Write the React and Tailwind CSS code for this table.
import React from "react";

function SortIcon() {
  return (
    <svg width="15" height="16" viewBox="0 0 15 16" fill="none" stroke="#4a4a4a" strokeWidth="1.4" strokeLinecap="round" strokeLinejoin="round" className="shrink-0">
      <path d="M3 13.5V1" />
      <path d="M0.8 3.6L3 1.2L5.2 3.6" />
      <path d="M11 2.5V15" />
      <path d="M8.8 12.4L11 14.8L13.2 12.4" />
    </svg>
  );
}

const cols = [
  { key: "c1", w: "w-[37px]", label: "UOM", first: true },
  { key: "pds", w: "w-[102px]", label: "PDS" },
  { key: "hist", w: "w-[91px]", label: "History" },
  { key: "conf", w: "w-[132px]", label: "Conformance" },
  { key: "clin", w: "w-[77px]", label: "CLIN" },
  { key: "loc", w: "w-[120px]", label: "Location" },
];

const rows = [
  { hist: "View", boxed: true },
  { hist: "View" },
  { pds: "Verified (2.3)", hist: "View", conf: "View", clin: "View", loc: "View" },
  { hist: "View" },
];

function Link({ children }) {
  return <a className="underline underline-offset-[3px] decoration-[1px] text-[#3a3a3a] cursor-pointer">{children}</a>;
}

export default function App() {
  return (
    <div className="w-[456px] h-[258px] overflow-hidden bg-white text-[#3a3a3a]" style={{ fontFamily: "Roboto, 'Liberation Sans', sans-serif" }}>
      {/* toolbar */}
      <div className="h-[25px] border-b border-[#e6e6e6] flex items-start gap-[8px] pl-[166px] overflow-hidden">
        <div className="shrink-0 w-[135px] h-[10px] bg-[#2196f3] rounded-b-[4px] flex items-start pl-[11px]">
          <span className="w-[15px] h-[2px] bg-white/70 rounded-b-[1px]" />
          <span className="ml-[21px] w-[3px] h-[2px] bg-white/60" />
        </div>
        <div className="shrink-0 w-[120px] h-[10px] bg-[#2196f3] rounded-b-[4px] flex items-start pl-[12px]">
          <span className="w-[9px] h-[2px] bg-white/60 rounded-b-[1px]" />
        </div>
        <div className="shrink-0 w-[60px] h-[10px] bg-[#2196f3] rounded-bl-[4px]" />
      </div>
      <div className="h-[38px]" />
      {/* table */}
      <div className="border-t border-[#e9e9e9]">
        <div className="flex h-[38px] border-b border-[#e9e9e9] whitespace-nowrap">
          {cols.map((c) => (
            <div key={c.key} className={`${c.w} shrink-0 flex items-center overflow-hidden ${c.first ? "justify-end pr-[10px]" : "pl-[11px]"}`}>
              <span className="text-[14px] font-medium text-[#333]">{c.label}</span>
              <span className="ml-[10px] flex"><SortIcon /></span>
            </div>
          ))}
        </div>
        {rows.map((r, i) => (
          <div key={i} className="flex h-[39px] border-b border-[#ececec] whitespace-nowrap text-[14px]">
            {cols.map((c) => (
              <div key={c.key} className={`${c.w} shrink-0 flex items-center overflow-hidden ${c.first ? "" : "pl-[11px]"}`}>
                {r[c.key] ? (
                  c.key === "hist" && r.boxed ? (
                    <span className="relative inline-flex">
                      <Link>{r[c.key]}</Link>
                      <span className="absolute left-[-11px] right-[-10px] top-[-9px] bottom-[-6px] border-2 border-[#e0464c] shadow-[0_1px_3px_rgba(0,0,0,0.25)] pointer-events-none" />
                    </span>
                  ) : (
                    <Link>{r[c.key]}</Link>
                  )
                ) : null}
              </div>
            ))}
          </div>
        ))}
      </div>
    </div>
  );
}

******

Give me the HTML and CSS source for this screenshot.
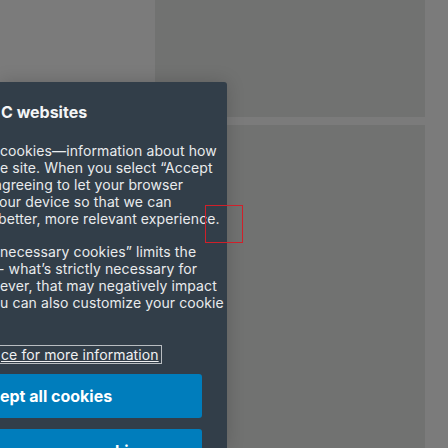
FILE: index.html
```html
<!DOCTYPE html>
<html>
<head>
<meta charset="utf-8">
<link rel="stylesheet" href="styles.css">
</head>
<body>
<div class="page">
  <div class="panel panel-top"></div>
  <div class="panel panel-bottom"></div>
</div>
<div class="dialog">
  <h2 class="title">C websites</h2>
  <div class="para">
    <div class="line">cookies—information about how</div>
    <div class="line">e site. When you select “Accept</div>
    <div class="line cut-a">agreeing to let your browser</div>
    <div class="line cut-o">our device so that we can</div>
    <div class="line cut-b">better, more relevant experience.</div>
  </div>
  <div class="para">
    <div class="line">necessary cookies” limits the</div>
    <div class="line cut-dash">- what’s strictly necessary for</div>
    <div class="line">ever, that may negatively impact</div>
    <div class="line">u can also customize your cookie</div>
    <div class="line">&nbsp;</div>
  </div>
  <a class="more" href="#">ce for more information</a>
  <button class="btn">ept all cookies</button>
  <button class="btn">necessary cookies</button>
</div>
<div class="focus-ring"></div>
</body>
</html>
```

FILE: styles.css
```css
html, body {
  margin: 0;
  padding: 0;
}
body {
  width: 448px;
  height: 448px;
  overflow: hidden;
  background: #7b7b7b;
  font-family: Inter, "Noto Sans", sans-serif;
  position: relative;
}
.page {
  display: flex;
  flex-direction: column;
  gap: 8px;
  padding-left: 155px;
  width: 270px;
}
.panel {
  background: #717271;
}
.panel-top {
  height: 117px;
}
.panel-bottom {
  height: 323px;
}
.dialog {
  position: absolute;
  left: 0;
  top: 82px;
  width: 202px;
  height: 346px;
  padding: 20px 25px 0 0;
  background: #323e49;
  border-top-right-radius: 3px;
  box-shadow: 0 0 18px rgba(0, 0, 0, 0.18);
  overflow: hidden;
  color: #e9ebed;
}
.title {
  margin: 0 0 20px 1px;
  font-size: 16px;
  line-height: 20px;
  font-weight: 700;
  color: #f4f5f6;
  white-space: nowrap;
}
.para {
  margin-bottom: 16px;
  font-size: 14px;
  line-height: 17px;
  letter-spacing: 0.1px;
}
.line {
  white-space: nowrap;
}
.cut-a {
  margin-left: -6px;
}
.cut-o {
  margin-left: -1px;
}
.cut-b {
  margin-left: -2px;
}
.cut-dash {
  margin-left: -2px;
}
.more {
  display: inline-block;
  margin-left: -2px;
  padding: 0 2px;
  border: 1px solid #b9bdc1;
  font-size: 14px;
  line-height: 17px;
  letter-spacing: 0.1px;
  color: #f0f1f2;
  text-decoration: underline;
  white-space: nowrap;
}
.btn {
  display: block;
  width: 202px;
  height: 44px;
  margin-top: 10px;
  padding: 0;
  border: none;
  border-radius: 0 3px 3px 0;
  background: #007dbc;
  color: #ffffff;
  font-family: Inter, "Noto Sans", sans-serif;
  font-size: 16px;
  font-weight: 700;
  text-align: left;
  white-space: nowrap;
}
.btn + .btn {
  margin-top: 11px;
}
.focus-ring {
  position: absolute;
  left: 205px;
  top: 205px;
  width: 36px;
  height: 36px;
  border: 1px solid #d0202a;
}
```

******

> [Given task] Transcribe, exactly and exclusively, the run of lines that opens with the line bearing "Write the React" and closes with the line bearing "import React from".

> [Written response]
Write the React and Tailwind CSS code for this table.
import React from "react";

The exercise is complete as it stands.